Discussion.
Mr. Forbes stated that none of the facts of this communication were new ; but he dissented altogether from the conclusions arrived at by the author in regarding these rocks as originally of sedimentary origin, and for the following reasons : — (1) That this district had been studied in detail by Mr. Scott and Prof. Haughton, who declare the rock to be undoubtedly intrusive, as it not only sends out veins into the neighbouring strata, but also encloses fragments of the rocks through which it has broken. (2) Because the author starts from the idea that if such rocks are found to lie conformably on beds of undoubted sedimentary origin, it is a proof of their being themselves sedimentary or stratified, — a conclusion which is totally unwarranted, since there are innumerable instances, not only of beds of lava or other igneous rocks being conformable to fossiliferous strata, but of their also being found intercalated with such beds even for considerable distances. (3) The strata, so far from being proved by him to be of truly sedimentary origin, are of a most questionable origin, since they are neither in themselves fossiliferous, nor can they be correlated with any containing fossils as proofs of true sedimentary deposition ; and the description of his section is sufficient to show this ; for although it looks well on paper on a scale of 3 feet to the mile, the author has so little confidence in it that he is not even certain as to which is the top or bottom of the section on which so much generalization is based. (4) That a parallel structure equally, if not better, developed than any occurring in the gneiss of Donegal is common to many volcanic rocks, as in a specimen laid before the meeting, in which this parallel foliated structure due to crystallization-layers is so well developed as to make it appear exactly like a stratified rock, and even split along these lines ; and this, although the product of volcanoes still active, is found for great distances both overlying conformably and intercalated between beds of the Cretaceous and Oolite formations.

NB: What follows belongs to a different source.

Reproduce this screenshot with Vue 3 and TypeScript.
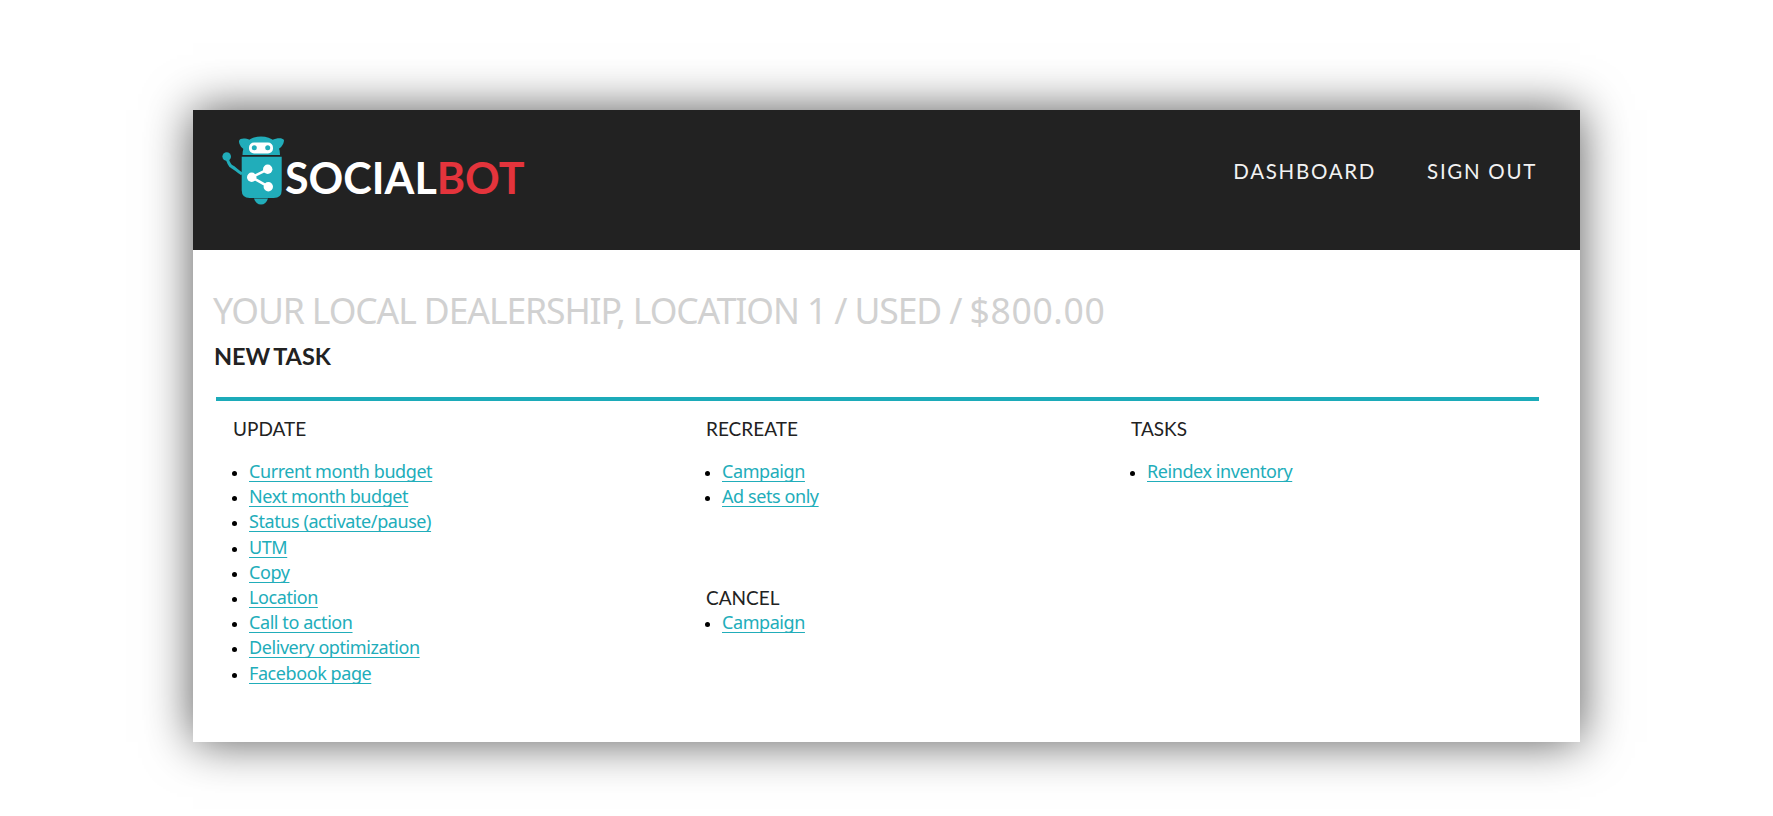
<script setup lang="ts">
const update: string[] = ['Current month budget','Next month budget','Status (activate/pause)','UTM','Copy','Location','Call to action','Delivery optimization','Facebook page']
</script>

<template>
  <div class="page">
    <div class="card">
      <header class="top">
        <div class="logo">
          <svg class="robot" viewBox="0 0 70 80" width="70" height="80">
            <path d="M11.7 27 C13 32 14 35 16.5 36.5 C20 38 22 41 27 44" fill="none" stroke="#21adba" stroke-width="3"/>
            <circle cx="11.7" cy="26.5" r="4.3" fill="#21adba"/>
            <path d="M24 11 C25 8 30 8 35 10 L31 20 C27 19 24 15 24 11 Z" fill="#21adba"/>
            <path d="M69 10 C67 7.500 62 8 57 10 L61 20 C65 19 69 15 69 10 Z" fill="#21adba"/>
            <path d="M27.500 25 C27.500 13 35 6.500 46 6.500 C57 6.500 65 13 65 25 Z" fill="#21adba"/>
            <rect x="34" y="12.500" width="24" height="11" rx="5" fill="#fff"/>
            <circle cx="39.300" cy="17.700" r="2.500" fill="#21adba"/>
            <circle cx="52.700" cy="17.700" r="2.500" fill="#21adba"/>
            <path d="M26.700 26.700 H66.700 V60 Q66.700 68 58.700 68 H34.700 Q26.700 68 26.700 60 Z" fill="#21adba"/>
            <path d="M39 68.500 H53 Q51 74.500 46 74.500 Q41 74.500 39 68.500 Z" fill="#21adba"/>
            <g fill="#fff">
              <path d="M36.700 47.300 L52.700 39.300 M36.700 47.300 L53.300 56.700" fill="none" stroke="#fff" stroke-width="2.600"/>
              <circle cx="36.700" cy="47.300" r="4.700"/>
              <circle cx="52.700" cy="39.300" r="4.700"/>
              <circle cx="53.300" cy="56.700" r="4.700"/>
            </g>
          </svg>
          <span class="word">SOCIAL<b>BOT</b></span>
        </div>
        <nav class="nav">
          <a>DASHBOARD</a>
          <a>SIGN OUT</a>
        </nav>
      </header>
      <main class="body">
        <h1 class="title">YOUR LOCAL DEALERSHIP, LOCATION 1 / USED / <span class="price">$800.00</span></h1>
        <h2 class="sub">NEW TASK</h2>
        <div class="cols">
          <section class="col c1">
            <h3>UPDATE</h3>
            <ul>
              <li v-for="u in update" :key="u"><a>{{ u }}</a></li>
            </ul>
          </section>
          <section class="col c2">
            <h3>RECREATE</h3>
            <ul>
              <li><a>Campaign</a></li>
              <li><a>Ad sets only</a></li>
            </ul>
            <h3 class="cancel">CANCEL</h3>
            <ul class="tight">
              <li><a>Campaign</a></li>
            </ul>
          </section>
          <section class="col c3">
            <h3>TASKS</h3>
            <ul>
              <li><a>Reindex inventory</a></li>
            </ul>
          </section>
        </div>
      </main>
    </div>
  </div>
</template>

<style>
html, body { margin: 0; background: #fff; }
</style>

<style scoped>
.page {
  min-height: 816px;
  box-sizing: border-box;
  padding-top: 110px;
  overflow: hidden;
}
.card {
  width: 1387px;
  height: 632px;
  margin: 0 auto;
  background: #fff;
  box-shadow: 0 0 45px rgba(0,0,0,.66);
  font-family: "Lato", sans-serif;
}
.top {
  height: 140px;
  background: #222;
  display: flex;
  justify-content: space-between;
  align-items: flex-start;
  box-sizing: border-box;
  padding: 20px 43px 0 22px;
}
.logo { display: flex; align-items: flex-start; }
.robot { display: block; }
.word {
  font: 700 43px/1 "Lato", sans-serif;
  color: #fff;
  margin: 26px 0 0 0;
}
.word b { color: #e4343c; font-weight: 700; }
.nav {
  display: flex;
  gap: 51px;
  padding-top: 29px;
}
.nav a {
  color: #f2f2f2;
  font: 400 20.5px/24px "Lato", sans-serif;
  letter-spacing: 1.7px;
}
.body { padding: 37px 20px 0 20px; }
.title {
  margin: 0;
  font: 400 35.5px/46px "Noto Sans", sans-serif;
  letter-spacing: -1.1px;
  color: #d1d1d1;
}
.price { letter-spacing: 0.65px; }
.sub {
  margin: 7px 0 0 1px;
  font: 700 23.5px/32px "Lato", sans-serif;
  word-spacing: -2px;
  color: #222;
}
.cols {
  margin: 25px 21px 0 3px;
  border-top: 4px solid #1cabb9;
  display: flex;
  padding-top: 16px;
}
.col h3 {
  margin: 0;
  font: 400 19px/24px "Lato", sans-serif;
  color: #222;
}
.c1 { width: 490px; padding-left: 17px; box-sizing: border-box; }
.c2 { width: 425px; box-sizing: border-box; }
ul {
  margin: 18px 0 0;
  padding: 0 0 0 16px;
  font: 400 18px/25.2px "Noto Sans", sans-serif;
}
ul.tight { margin-top: 0; }
.cancel { margin-top: 77px !important; }
li::marker { color: #000; font-size: 15px; }
li a {
  color: #21adba;
  letter-spacing: -0.42px;
  text-decoration: underline;
  text-decoration-thickness: 1px;
  text-underline-offset: 3px;
  text-decoration-skip-ink: none;
}
</style>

Mr. Scott was unwilling to accept the section given by the author as satisfactory, but stated that Mr. Green had, without knowing of the existence of his papers on Donegal, confirmed many of his observations. He agreed with him as to the bedded appearance of the granite, and to the masses lying in general conformably with the lines of stratification of the country. The nearest spot at which fossiliferous rocks occurred was separated from the beds described by the whole width of the county of Tyrone, though some presumed Eozoonal forms had been found at a less distance. He was not prepared to believe in the original absolutely fused condition of granite, nor in there being two distinct types of granite, one metamorphic and the other purely igneous.